Written request –
Where a line in the listing below contains the word "this", copy that line.

The input –
+++++

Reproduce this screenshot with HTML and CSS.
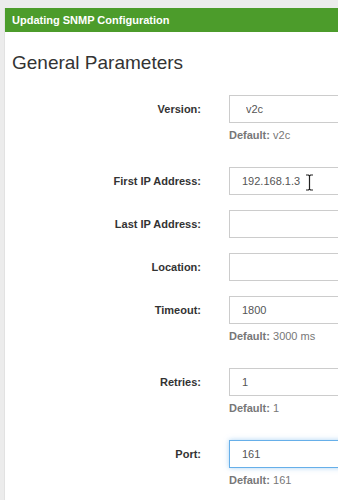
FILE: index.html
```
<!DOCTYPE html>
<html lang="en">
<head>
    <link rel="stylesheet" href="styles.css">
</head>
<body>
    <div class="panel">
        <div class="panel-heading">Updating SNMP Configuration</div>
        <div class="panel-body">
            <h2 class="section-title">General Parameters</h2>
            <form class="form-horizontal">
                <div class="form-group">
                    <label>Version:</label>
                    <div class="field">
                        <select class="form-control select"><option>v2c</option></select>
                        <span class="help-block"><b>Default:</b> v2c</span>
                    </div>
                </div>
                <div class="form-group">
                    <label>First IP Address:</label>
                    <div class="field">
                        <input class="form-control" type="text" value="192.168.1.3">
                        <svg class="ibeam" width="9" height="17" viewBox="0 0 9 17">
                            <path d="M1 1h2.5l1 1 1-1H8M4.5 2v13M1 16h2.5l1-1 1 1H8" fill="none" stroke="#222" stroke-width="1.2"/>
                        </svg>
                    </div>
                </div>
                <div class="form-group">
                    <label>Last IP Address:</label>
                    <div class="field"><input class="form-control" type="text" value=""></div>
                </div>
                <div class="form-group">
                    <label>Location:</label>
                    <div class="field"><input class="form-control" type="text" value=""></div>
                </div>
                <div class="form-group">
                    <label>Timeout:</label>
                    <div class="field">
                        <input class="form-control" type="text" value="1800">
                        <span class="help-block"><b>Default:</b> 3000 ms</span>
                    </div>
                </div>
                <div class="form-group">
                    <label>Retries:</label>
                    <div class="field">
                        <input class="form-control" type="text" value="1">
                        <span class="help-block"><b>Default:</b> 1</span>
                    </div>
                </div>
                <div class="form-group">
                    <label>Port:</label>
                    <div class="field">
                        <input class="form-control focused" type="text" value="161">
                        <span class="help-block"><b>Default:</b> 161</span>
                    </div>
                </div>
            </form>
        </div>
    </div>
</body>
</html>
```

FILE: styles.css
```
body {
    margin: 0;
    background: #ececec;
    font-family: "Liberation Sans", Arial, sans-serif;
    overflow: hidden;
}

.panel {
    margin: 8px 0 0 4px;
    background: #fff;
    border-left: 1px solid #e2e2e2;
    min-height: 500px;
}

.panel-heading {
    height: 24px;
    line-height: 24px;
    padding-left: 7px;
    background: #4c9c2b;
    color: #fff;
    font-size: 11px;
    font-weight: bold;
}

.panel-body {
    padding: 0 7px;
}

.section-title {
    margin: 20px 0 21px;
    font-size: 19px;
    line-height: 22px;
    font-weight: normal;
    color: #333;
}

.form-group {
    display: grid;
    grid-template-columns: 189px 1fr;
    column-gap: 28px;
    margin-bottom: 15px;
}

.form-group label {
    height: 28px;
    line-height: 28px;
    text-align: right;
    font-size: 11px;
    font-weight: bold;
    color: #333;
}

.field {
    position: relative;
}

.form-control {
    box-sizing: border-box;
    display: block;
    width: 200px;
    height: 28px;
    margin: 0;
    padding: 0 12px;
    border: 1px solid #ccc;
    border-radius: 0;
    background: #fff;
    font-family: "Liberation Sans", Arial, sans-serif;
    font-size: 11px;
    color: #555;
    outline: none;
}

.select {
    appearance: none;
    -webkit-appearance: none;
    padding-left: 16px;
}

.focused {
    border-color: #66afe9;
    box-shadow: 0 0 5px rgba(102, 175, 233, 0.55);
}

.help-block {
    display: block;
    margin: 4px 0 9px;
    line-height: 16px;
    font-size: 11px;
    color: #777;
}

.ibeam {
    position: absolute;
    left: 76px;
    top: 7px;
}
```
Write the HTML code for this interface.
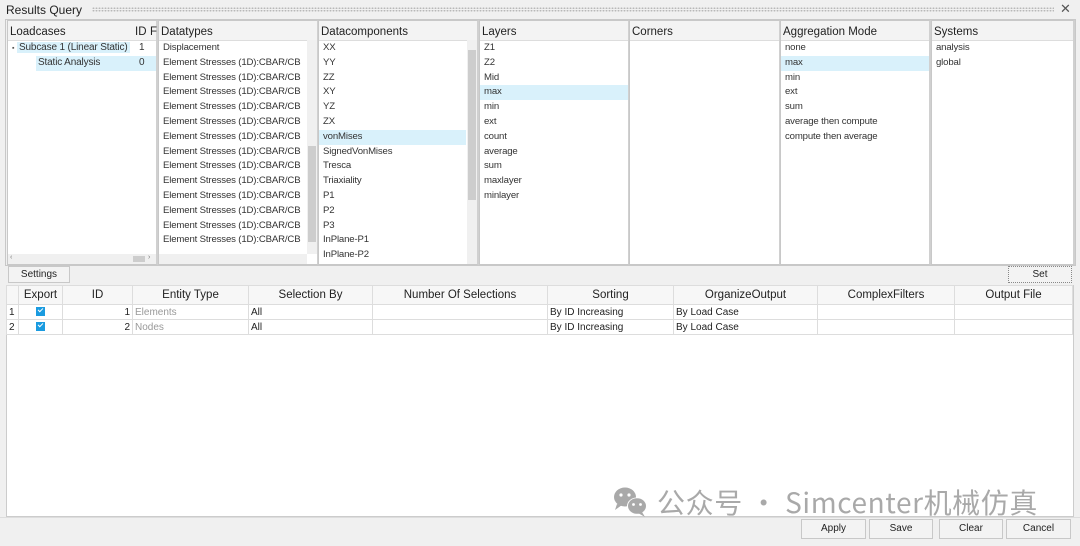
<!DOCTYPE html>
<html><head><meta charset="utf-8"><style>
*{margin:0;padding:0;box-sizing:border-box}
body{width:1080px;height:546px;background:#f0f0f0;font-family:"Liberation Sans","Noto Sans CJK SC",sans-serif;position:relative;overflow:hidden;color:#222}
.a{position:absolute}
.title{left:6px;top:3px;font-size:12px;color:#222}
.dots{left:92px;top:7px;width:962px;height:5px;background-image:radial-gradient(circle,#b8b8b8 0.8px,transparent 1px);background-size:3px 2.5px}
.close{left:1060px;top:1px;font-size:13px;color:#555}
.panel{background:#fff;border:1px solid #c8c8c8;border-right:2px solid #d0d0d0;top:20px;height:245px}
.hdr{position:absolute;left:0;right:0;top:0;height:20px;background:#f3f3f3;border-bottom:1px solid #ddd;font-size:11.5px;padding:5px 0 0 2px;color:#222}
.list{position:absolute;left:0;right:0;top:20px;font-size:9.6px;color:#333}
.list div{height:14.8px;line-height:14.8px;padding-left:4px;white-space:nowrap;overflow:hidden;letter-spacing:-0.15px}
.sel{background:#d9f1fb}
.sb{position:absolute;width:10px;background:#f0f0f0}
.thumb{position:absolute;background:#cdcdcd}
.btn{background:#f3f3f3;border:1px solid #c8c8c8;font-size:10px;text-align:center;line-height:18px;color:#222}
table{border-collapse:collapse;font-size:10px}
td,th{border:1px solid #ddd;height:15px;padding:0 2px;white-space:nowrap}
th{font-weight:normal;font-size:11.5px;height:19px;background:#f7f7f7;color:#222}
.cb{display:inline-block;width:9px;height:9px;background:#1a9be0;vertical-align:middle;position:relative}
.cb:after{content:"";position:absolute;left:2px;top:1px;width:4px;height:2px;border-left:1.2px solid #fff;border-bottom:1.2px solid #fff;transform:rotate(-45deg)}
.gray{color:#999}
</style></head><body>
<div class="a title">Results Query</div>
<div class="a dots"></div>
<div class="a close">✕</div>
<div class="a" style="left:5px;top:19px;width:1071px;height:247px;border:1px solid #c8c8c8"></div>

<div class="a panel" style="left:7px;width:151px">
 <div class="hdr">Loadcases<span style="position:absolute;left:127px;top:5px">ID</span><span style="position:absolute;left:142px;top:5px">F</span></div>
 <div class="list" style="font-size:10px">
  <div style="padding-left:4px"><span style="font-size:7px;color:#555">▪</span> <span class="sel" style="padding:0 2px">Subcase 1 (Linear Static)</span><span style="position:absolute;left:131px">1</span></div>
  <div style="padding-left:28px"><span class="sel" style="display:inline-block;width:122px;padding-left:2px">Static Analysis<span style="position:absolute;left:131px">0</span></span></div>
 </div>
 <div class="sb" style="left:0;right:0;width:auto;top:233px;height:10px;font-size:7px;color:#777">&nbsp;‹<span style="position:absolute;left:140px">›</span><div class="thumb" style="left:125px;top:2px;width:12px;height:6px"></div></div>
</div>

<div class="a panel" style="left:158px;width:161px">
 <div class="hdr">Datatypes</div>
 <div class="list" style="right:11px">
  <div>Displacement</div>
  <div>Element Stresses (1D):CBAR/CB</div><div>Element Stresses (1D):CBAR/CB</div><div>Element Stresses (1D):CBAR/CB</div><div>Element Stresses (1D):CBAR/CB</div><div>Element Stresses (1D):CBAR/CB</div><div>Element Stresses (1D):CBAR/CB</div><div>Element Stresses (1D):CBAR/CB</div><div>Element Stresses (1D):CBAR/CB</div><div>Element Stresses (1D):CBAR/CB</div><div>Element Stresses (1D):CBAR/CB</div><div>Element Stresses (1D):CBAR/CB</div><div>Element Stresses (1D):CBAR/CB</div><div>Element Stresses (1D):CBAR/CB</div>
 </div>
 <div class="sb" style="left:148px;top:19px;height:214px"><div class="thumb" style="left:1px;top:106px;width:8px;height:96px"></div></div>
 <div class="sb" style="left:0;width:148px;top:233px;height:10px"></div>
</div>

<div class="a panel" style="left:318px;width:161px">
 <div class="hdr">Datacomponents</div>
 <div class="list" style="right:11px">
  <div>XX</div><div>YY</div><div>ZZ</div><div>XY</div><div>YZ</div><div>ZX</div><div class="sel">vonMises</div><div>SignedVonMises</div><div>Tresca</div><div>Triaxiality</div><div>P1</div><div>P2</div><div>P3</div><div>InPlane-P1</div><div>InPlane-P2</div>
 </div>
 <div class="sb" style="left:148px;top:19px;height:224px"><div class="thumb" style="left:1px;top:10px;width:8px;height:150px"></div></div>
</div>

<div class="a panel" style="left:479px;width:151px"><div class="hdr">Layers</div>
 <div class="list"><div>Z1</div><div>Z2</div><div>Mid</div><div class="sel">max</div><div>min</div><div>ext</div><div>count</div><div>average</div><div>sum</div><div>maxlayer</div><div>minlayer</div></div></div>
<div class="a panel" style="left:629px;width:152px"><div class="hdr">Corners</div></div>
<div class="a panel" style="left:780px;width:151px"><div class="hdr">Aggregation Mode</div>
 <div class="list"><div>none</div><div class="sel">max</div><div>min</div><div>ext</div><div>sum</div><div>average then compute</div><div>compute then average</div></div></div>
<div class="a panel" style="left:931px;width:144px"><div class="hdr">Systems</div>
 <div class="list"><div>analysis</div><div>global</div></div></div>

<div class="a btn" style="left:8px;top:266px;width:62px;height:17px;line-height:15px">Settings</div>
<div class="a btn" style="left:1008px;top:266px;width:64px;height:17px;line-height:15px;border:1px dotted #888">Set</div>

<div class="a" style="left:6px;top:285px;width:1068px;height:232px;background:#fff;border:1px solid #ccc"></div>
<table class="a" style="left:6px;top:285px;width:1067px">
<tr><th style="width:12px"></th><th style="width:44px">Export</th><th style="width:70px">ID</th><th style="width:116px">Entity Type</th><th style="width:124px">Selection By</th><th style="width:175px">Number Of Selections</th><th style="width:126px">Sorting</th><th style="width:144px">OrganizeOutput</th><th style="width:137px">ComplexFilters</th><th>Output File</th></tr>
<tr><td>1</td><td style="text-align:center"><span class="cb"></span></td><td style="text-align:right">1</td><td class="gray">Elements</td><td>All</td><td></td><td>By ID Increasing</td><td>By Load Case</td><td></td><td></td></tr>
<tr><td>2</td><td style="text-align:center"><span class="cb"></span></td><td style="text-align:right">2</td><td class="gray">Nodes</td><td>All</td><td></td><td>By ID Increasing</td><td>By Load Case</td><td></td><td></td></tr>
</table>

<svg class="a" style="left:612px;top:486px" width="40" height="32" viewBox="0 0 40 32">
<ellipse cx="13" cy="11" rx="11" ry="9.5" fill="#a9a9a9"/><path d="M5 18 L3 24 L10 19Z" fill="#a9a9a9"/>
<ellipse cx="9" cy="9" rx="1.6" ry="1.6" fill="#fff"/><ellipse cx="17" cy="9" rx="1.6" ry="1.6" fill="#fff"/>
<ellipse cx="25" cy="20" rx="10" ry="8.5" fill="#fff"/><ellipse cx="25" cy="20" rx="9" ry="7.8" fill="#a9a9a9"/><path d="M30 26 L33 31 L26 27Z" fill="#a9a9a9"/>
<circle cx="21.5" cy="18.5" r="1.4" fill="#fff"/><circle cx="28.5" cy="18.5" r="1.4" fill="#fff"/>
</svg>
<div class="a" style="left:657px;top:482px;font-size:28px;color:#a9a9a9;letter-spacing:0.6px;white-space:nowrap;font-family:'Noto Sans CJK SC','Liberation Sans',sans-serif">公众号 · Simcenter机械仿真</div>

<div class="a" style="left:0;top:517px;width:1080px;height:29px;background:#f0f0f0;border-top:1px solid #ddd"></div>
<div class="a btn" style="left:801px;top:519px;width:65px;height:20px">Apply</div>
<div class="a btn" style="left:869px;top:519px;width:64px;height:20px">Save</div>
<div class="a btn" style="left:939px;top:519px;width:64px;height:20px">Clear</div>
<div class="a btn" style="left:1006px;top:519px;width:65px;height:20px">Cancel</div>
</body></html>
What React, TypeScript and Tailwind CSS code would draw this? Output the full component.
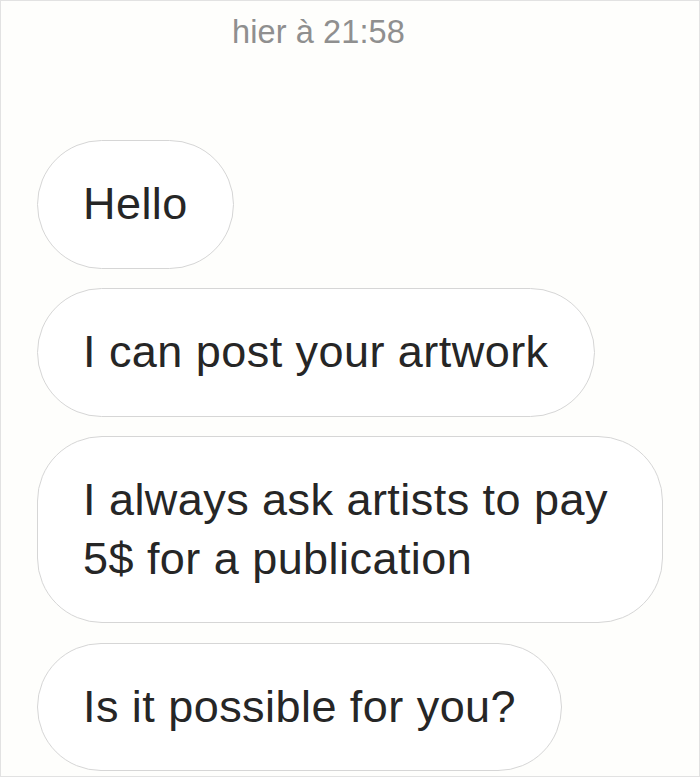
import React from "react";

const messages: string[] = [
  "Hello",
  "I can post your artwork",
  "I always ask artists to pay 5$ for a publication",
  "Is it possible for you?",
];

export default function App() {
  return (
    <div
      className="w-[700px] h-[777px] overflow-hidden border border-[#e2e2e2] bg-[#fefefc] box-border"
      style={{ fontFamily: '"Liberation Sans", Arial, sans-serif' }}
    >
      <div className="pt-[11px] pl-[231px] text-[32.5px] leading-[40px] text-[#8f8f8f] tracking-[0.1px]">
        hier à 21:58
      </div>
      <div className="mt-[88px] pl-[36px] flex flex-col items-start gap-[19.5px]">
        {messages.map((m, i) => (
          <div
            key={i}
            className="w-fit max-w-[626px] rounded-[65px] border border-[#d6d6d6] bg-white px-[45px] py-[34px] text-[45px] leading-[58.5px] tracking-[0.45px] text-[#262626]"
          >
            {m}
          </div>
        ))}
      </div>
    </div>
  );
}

+++++

Full response –
Reproduce this screenshot with HTML and CSS.
Write the HTML code for this interface.
What React, TypeScript and Tailwind CSS code would draw this? Output the full component.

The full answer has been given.